Material |
──────────────────────────────
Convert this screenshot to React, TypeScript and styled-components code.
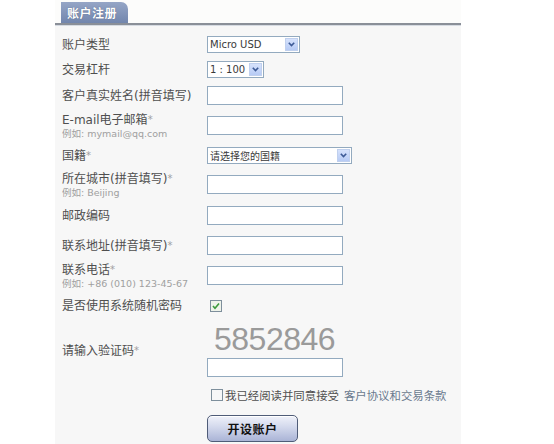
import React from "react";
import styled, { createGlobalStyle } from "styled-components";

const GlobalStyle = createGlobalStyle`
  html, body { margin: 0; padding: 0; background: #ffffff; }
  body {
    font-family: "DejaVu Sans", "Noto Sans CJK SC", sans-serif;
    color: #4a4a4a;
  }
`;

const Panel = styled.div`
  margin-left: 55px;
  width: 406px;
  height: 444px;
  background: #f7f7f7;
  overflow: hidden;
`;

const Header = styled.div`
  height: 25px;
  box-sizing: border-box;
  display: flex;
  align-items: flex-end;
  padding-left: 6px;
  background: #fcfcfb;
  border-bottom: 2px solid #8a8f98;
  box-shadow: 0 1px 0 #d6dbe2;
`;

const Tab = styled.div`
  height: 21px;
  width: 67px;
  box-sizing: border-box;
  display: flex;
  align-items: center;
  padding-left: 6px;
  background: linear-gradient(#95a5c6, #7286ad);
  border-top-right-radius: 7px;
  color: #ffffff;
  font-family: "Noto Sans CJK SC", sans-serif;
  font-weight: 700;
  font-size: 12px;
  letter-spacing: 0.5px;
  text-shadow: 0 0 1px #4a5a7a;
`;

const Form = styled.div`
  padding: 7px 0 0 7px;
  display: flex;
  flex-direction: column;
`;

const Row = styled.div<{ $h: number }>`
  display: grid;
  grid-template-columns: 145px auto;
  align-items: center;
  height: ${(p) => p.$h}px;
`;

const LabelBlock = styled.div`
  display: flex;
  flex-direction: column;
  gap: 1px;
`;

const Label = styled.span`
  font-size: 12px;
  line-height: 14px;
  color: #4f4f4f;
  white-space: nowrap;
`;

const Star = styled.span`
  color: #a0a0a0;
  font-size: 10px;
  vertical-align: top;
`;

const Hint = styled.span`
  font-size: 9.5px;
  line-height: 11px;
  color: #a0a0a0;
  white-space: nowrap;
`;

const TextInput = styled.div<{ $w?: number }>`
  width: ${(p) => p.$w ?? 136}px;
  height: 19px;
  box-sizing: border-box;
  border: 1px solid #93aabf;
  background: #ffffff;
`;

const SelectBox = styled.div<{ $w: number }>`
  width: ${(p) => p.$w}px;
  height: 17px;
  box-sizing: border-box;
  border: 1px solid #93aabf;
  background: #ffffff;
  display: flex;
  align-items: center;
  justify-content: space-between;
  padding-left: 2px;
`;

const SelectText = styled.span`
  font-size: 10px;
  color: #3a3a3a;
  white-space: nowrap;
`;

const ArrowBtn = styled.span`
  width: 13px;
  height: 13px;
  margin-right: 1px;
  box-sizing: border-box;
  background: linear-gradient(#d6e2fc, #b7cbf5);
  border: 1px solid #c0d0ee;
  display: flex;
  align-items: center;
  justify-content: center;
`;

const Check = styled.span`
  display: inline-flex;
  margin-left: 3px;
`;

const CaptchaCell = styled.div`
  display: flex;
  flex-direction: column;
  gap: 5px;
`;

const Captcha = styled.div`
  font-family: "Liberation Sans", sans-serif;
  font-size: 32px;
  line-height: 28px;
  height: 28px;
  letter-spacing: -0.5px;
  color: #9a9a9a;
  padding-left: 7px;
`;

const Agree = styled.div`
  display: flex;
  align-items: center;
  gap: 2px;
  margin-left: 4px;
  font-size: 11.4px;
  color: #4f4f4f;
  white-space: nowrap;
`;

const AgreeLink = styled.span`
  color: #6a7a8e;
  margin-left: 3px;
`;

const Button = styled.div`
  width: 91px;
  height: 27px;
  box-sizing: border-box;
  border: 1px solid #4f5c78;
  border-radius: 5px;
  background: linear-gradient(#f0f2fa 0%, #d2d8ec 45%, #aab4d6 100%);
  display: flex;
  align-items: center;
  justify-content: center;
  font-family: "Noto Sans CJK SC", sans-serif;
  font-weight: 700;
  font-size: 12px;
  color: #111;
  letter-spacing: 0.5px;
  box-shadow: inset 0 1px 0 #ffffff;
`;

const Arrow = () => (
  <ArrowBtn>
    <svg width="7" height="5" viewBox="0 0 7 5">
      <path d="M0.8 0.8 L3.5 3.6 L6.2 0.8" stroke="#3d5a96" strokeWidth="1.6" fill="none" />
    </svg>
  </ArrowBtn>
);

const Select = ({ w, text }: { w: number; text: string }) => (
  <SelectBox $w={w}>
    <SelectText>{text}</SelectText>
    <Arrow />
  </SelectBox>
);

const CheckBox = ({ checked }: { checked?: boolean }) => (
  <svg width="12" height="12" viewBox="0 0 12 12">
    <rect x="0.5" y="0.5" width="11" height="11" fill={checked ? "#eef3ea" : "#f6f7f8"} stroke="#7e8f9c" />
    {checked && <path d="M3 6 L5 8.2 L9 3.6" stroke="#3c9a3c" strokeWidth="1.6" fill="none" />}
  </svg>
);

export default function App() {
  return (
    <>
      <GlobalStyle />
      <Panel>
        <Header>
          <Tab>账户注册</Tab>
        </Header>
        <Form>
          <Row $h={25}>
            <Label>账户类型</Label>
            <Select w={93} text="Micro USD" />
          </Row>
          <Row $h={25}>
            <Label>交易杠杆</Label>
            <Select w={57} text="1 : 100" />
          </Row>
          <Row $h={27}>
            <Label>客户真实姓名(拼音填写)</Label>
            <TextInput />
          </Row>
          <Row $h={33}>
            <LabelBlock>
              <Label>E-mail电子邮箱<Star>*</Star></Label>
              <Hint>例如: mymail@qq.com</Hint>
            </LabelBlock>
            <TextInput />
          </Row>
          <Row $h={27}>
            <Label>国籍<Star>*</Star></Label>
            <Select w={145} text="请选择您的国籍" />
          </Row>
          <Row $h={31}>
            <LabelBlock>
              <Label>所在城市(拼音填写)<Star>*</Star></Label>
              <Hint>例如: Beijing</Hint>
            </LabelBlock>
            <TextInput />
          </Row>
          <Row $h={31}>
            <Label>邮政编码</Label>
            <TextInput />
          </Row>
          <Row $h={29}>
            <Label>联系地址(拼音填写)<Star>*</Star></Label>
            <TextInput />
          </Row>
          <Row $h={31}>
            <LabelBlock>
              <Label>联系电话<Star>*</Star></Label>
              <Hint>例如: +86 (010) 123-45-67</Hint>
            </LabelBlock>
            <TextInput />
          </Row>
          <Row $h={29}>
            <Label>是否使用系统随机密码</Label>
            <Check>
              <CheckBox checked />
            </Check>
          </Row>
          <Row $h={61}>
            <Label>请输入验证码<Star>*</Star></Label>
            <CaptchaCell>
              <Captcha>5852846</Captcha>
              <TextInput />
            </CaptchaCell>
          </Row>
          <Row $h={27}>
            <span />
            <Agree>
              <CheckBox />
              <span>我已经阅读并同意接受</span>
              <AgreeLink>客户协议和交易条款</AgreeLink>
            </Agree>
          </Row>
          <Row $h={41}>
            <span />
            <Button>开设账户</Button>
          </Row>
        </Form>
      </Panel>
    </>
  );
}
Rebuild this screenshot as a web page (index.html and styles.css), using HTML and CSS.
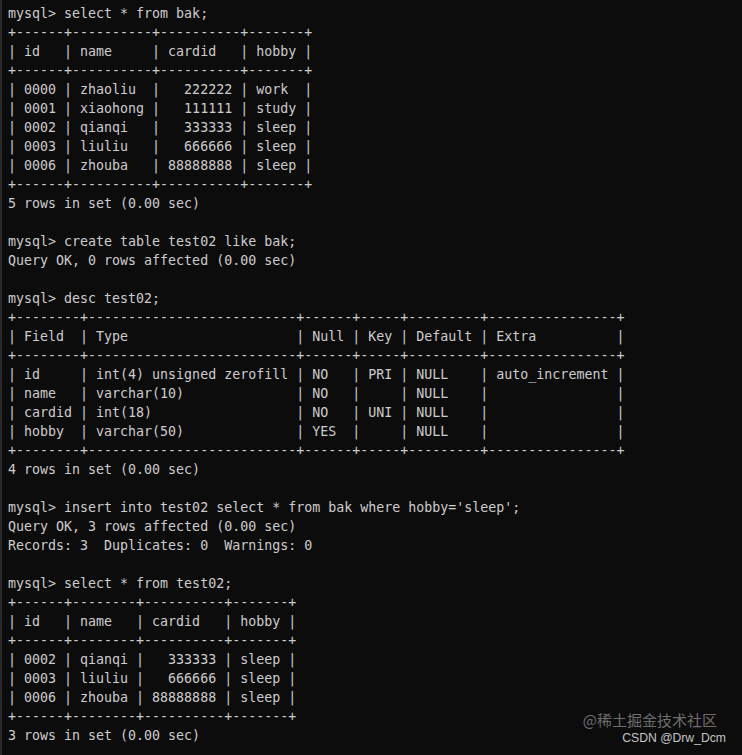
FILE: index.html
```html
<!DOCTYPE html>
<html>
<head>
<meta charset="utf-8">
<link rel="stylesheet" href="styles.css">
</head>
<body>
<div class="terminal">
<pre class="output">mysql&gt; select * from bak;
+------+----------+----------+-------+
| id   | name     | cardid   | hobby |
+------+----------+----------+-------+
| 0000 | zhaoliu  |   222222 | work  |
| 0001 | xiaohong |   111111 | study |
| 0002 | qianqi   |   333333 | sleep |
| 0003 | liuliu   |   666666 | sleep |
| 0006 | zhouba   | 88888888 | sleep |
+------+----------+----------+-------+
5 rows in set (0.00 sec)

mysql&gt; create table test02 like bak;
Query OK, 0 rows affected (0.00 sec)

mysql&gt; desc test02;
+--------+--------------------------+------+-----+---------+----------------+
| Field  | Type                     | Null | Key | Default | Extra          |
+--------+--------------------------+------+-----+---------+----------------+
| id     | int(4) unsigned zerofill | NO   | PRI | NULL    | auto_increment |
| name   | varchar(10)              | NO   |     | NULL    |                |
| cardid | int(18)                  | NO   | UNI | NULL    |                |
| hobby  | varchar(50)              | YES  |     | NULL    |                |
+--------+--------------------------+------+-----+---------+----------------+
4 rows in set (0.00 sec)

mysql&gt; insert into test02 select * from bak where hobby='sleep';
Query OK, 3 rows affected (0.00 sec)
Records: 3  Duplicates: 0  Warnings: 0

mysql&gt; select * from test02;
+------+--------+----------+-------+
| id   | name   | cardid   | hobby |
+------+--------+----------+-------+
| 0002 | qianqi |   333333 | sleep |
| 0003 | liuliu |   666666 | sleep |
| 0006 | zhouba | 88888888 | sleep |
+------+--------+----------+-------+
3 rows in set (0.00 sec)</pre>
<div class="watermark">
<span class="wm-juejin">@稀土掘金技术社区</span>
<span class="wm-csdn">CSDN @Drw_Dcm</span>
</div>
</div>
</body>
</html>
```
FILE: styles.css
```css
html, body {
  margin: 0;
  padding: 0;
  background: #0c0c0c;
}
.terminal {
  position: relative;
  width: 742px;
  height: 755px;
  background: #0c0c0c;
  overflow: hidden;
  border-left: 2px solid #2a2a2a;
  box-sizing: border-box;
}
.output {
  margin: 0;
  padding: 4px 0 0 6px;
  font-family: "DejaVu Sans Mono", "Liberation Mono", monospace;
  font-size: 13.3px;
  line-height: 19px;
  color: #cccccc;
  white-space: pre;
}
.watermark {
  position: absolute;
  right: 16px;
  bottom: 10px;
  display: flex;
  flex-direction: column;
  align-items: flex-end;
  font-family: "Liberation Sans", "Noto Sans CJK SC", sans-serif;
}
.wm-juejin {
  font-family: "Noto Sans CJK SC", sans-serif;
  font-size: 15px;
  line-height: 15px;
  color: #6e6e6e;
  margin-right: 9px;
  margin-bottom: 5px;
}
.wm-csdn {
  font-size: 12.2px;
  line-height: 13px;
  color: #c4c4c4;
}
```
──────────────────────────────
Requirements |
Which lines of the data above contain "screenshot"? Copy each one.

Correct answer |
Convert this screenshot to React, TypeScript and styled-components code.
Rebuild this screenshot as a web page (index.html and styles.css), using HTML and CSS.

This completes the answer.